The executioner, his assistant and the pinioned prisoner rode in an open cart. They were followed by the 11 members of the Council of Justice accompanied by a guard of 12 grenadiers and a corporal and a sergeant.
The parade led by a band moved off from the Castle to the place of execution. It is probable that the parade went via Stal Plein, stopping at Government House to have the sentence approved by the Governor. Originally the Governor was the secretary to the Court of Justice but after 1734 the Secundus presided.
At the place of execution the troops surrounded the area, forming a barrier with their pikes. Musketeers were placed both inside and outside of this barrier. The pinioned prisoner was led into Justitie PLaats by the executioner and his assistants, and the Council of Justice took their seats on the dais. The court messenger carrying his silver-tipped thorn rod of office, and the clergyman who would lead the prayers, were also present.
After a short prayer the proceedings were commenced, and on its conclusion the court messenger was escorted to Government House to deliver his full report, after which the troops returned to the Castle.
In the early days the executions were performed only by non-whites, but later a European executioner and a assistant were appointed. Besides a salary, board money and rations of arrack, bread and meat, they received extra for such refinememts as breaking limbs (12 rix dollors), pincing with red hot tongs (4), burning (12), decapitating (8), quartering and hanging up the pieces (6), chopping off the hand (4), and branding with a red-hot-iron (1). The assistant received half the above amounts.
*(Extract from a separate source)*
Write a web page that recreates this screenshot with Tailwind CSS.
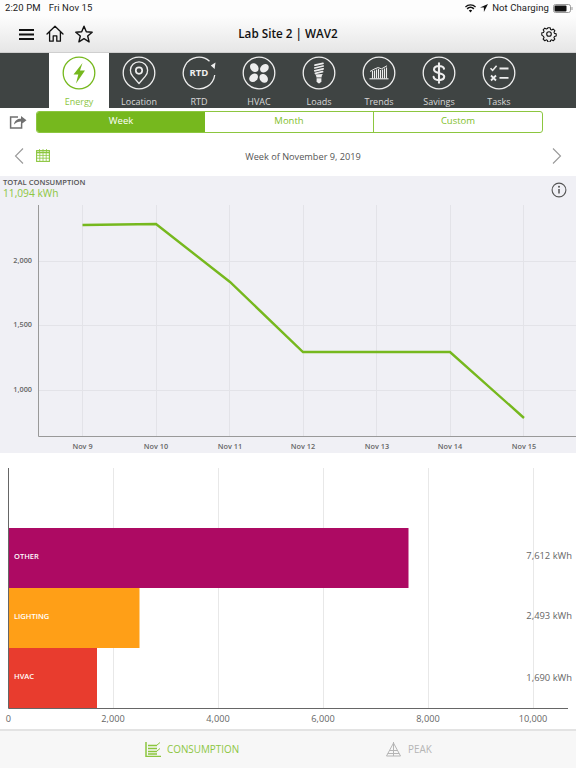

Aboot 1,800 houses had been built fairly close proximity to Justitie Plaats, and residents protested at the bodies being left exposed after executions. Accordingly the location was moved to a site above the top of Strand Street where it remained until 1835, when it was finally moved to Gallows Hill (close to the Traffic Control Building in Green Point). Gallows Hill was used until 1860, after which public executions were conducted outside the gaol in Roeland Street.